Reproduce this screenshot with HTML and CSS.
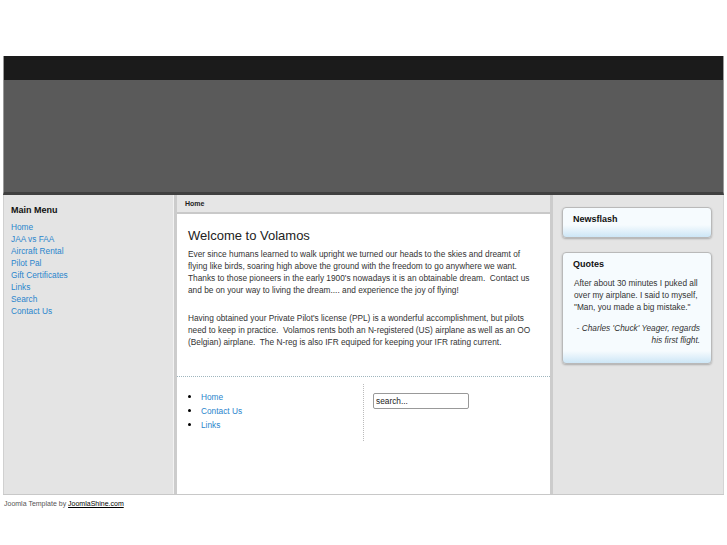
FILE: index.html
```html
<!DOCTYPE html>
<html>
<head>
<meta charset="utf-8">
<title>Volamos</title>
<link rel="stylesheet" href="styles.css">
</head>
<body>
<div class="wrap">
  <div class="topbar"></div>
  <div class="header"></div>
  <div class="cols">
    <div class="left">
      <h3 class="mod-title">Main Menu</h3>
      <ul class="menu">
        <li><a href="#">Home</a></li>
        <li><a href="#">JAA vs FAA</a></li>
        <li><a href="#">Aircraft Rental</a></li>
        <li><a href="#">Pilot Pal</a></li>
        <li><a href="#">Gift Certificates</a></li>
        <li><a href="#">Links</a></li>
        <li><a href="#">Search</a></li>
        <li><a href="#">Contact Us</a></li>
      </ul>
    </div>
    <div class="center">
      <div class="crumbs">Home</div>
      <div class="article">
        <h1 class="title">Welcome to Volamos</h1>
        <p>Ever since humans learned to walk upright we turned our heads to the skies and dreamt of flying like birds, soaring high above the ground with the freedom to go anywhere we want. Thanks to those pioneers in the early 1900's nowadays it is an obtainable dream.&nbsp; Contact us and be on your way to living the dream.... and experience the joy of flying!</p>
        <p>Having obtained your Private Pilot's license (PPL) is a wonderful accomplishment, but pilots need to keep in practice.&nbsp; Volamos rents both an N-registered (US) airplane as well as an OO (Belgian) airplane.&nbsp; The N-reg is also IFR equiped for keeping your IFR rating current.</p>
      </div>
      <div class="bottom">
        <div class="bleft">
          <ul class="blist">
            <li><a href="#">Home</a></li>
            <li><a href="#">Contact Us</a></li>
            <li><a href="#">Links</a></li>
          </ul>
        </div>
        <div class="bright">
          <input class="search" type="text" value="search...">
        </div>
      </div>
    </div>
    <div class="right">
      <div class="box news">
        <h3 class="mod-title">Newsflash</h3>
      </div>
      <div class="box">
        <h3 class="mod-title">Quotes</h3>
        <p class="quote">After about 30 minutes I puked all over my airplane. I said to myself, "Man, you made a big mistake."</p>
        <p class="author">- Charles 'Chuck' Yeager, regards his first flight.</p>
      </div>
    </div>
  </div>
  <div class="footer">Joomla Template by <a href="#">JoomlaShine.com</a></div>
</div>
</body>
</html>
```

FILE: styles.css
```css
html, body {
  margin: 0;
  padding: 0;
  background: #fff;
}
body {
  font-family: "Liberation Sans", Arial, sans-serif;
  font-size: 8.3px;
  color: #333;
}
a {
  color: #2a84cc;
  text-decoration: none;
}
.wrap {
  width: 721px;
  margin: 56px auto 0;
}
.topbar {
  height: 24px;
  background: #1b1b1b;
  border-left: 1px solid #9a9a9a;
  border-right: 1px solid #9a9a9a;
}
.header {
  height: 112px;
  background: #5a5a5a;
  border-bottom: 3px solid #404040;
  border-left: 1px solid #9a9a9a;
  border-right: 1px solid #9a9a9a;
}
.cols {
  display: flex;
  height: 299px;
  border-bottom: 1px solid #c8c8c8;
}
.left {
  width: 171px;
  box-sizing: border-box;
  background: #e4e4e4;
  padding: 9px 0 0 7px;
  border-left: 1px solid #d0d0d0;
  border-right: 1px solid #f2f2f2;
}
.mod-title {
  margin: 0;
  font-size: 9px;
  font-weight: bold;
  color: #111;
  line-height: 12px;
}
.menu {
  list-style: none;
  margin: 5px 0 0;
  padding: 0;
}
.menu li {
  line-height: 12px;
}
.center {
  width: 373px;
  flex: none;
  background: #fff;
  border-left: 3px solid #cccccc;
  border-right: 3px solid #cccccc;
  display: flex;
  flex-direction: column;
}
.crumbs {
  height: 17px;
  background: #e6e6e6;
  border-bottom: 2px solid #c9c9c9;
  font-size: 7px;
  font-weight: bold;
  color: #222;
  line-height: 18px;
  padding-left: 8px;
}
.article {
  padding: 13px 11px 0;
  height: 149px;
  border-bottom: 1px dotted #9fb5bd;
}
.title {
  margin: 0 0 3px;
  font-size: 13px;
  font-weight: normal;
  line-height: 18px;
  color: #222;
}
.article p {
  margin: 0 0 16px;
  line-height: 12px;
}
.bottom {
  display: flex;
  padding-top: 7px;
}
.bleft {
  flex: none;
  width: 186px;
  height: 57px;
  border-right: 1px dotted #bbb;
}
.blist {
  margin: 6px 0 0;
  padding: 0 0 0 24px;
  list-style: disc;
  color: #000;
}
.blist li {
  line-height: 14px;
}
.blist li::marker {
  font-size: 10px;
}
.bright {
  flex: 1;
  padding: 9px 0 0 9px;
}
.search {
  width: 96px;
  height: 16px;
  box-sizing: border-box;
  border: 1px solid #999;
  border-radius: 2px;
  padding: 0 2px;
  font-family: "Liberation Sans", Arial, sans-serif;
  font-size: 8.3px;
  color: #222;
  margin: 0;
  display: block;
}
.right {
  flex: 1;
  background: #e4e4e4;
  padding: 12px 0 0 9px;
  border-right: 1px solid #d4d4d4;
}
.box {
  width: 150px;
  box-sizing: border-box;
  border: 1px solid #b9b9b9;
  border-radius: 4px;
  box-shadow: 0 1px 2px rgba(0,0,0,0.25);
  background: linear-gradient(to bottom, #f6fbfe 0, #f6fbfe calc(100% - 12px), #cde6f6 100%);
  padding: 5px 10px 0;
  margin-bottom: 14px;
}
.news {
  height: 31px;
}
.quote {
  margin: 7px 0 0 1px;
  line-height: 12px;
}
.author {
  margin: 9px 1px 0;
  line-height: 12px;
  font-style: italic;
  text-align: right;
  padding-bottom: 17px;
}
.footer {
  padding: 4px 0 0 1px;
  font-size: 7px;
  color: #555;
  line-height: 10px;
}
.footer a {
  color: #000;
  text-decoration: underline;
}
```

GIVEN REQUEST —
Set down the material above as is, without any pictures.

FINAL RESULT —
Reproduce this screenshot with HTML and CSS.
FILE: index.html
```html
<!DOCTYPE html>
<html>
<head>
<meta charset="utf-8">
<title>Volamos</title>
<link rel="stylesheet" href="styles.css">
</head>
<body>
<div class="wrap">
  <div class="topbar"></div>
  <div class="header"></div>
  <div class="cols">
    <div class="left">
      <h3 class="mod-title">Main Menu</h3>
      <ul class="menu">
        <li><a href="#">Home</a></li>
        <li><a href="#">JAA vs FAA</a></li>
        <li><a href="#">Aircraft Rental</a></li>
        <li><a href="#">Pilot Pal</a></li>
        <li><a href="#">Gift Certificates</a></li>
        <li><a href="#">Links</a></li>
        <li><a href="#">Search</a></li>
        <li><a href="#">Contact Us</a></li>
      </ul>
    </div>
    <div class="center">
      <div class="crumbs">Home</div>
      <div class="article">
        <h1 class="title">Welcome to Volamos</h1>
        <p>Ever since humans learned to walk upright we turned our heads to the skies and dreamt of flying like birds, soaring high above the ground with the freedom to go anywhere we want. Thanks to those pioneers in the early 1900's nowadays it is an obtainable dream.&nbsp; Contact us and be on your way to living the dream.... and experience the joy of flying!</p>
        <p>Having obtained your Private Pilot's license (PPL) is a wonderful accomplishment, but pilots need to keep in practice.&nbsp; Volamos rents both an N-registered (US) airplane as well as an OO (Belgian) airplane.&nbsp; The N-reg is also IFR equiped for keeping your IFR rating current.</p>
      </div>
      <div class="bottom">
        <div class="bleft">
          <ul class="blist">
            <li><a href="#">Home</a></li>
            <li><a href="#">Contact Us</a></li>
            <li><a href="#">Links</a></li>
          </ul>
        </div>
        <div class="bright">
          <input class="search" type="text" value="search...">
        </div>
      </div>
    </div>
    <div class="right">
      <div class="box news">
        <h3 class="mod-title">Newsflash</h3>
      </div>
      <div class="box">
        <h3 class="mod-title">Quotes</h3>
        <p class="quote">After about 30 minutes I puked all over my airplane. I said to myself, "Man, you made a big mistake."</p>
        <p class="author">- Charles 'Chuck' Yeager, regards his first flight.</p>
      </div>
    </div>
  </div>
  <div class="footer">Joomla Template by <a href="#">JoomlaShine.com</a></div>
</div>
</body>
</html>
```

FILE: styles.css
```css
html, body {
  margin: 0;
  padding: 0;
  background: #fff;
}
body {
  font-family: "Liberation Sans", Arial, sans-serif;
  font-size: 8.3px;
  color: #333;
}
a {
  color: #2a84cc;
  text-decoration: none;
}
.wrap {
  width: 721px;
  margin: 56px auto 0;
}
.topbar {
  height: 24px;
  background: #1b1b1b;
  border-left: 1px solid #9a9a9a;
  border-right: 1px solid #9a9a9a;
}
.header {
  height: 112px;
  background: #5a5a5a;
  border-bottom: 3px solid #404040;
  border-left: 1px solid #9a9a9a;
  border-right: 1px solid #9a9a9a;
}
.cols {
  display: flex;
  height: 299px;
  border-bottom: 1px solid #c8c8c8;
}
.left {
  width: 171px;
  box-sizing: border-box;
  background: #e4e4e4;
  padding: 9px 0 0 7px;
  border-left: 1px solid #d0d0d0;
  border-right: 1px solid #f2f2f2;
}
.mod-title {
  margin: 0;
  font-size: 9px;
  font-weight: bold;
  color: #111;
  line-height: 12px;
}
.menu {
  list-style: none;
  margin: 5px 0 0;
  padding: 0;
}
.menu li {
  line-height: 12px;
}
.center {
  width: 373px;
  flex: none;
  background: #fff;
  border-left: 3px solid #cccccc;
  border-right: 3px solid #cccccc;
  display: flex;
  flex-direction: column;
}
.crumbs {
  height: 17px;
  background: #e6e6e6;
  border-bottom: 2px solid #c9c9c9;
  font-size: 7px;
  font-weight: bold;
  color: #222;
  line-height: 18px;
  padding-left: 8px;
}
.article {
  padding: 13px 11px 0;
  height: 149px;
  border-bottom: 1px dotted #9fb5bd;
}
.title {
  margin: 0 0 3px;
  font-size: 13px;
  font-weight: normal;
  line-height: 18px;
  color: #222;
}
.article p {
  margin: 0 0 16px;
  line-height: 12px;
}
.bottom {
  display: flex;
  padding-top: 7px;
}
.bleft {
  flex: none;
  width: 186px;
  height: 57px;
  border-right: 1px dotted #bbb;
}
.blist {
  margin: 6px 0 0;
  padding: 0 0 0 24px;
  list-style: disc;
  color: #000;
}
.blist li {
  line-height: 14px;
}
.blist li::marker {
  font-size: 10px;
}
.bright {
  flex: 1;
  padding: 9px 0 0 9px;
}
.search {
  width: 96px;
  height: 16px;
  box-sizing: border-box;
  border: 1px solid #999;
  border-radius: 2px;
  padding: 0 2px;
  font-family: "Liberation Sans", Arial, sans-serif;
  font-size: 8.3px;
  color: #222;
  margin: 0;
  display: block;
}
.right {
  flex: 1;
  background: #e4e4e4;
  padding: 12px 0 0 9px;
  border-right: 1px solid #d4d4d4;
}
.box {
  width: 150px;
  box-sizing: border-box;
  border: 1px solid #b9b9b9;
  border-radius: 4px;
  box-shadow: 0 1px 2px rgba(0,0,0,0.25);
  background: linear-gradient(to bottom, #f6fbfe 0, #f6fbfe calc(100% - 12px), #cde6f6 100%);
  padding: 5px 10px 0;
  margin-bottom: 14px;
}
.news {
  height: 31px;
}
.quote {
  margin: 7px 0 0 1px;
  line-height: 12px;
}
.author {
  margin: 9px 1px 0;
  line-height: 12px;
  font-style: italic;
  text-align: right;
  padding-bottom: 17px;
}
.footer {
  padding: 4px 0 0 1px;
  font-size: 7px;
  color: #555;
  line-height: 10px;
}
.footer a {
  color: #000;
  text-decoration: underline;
}
```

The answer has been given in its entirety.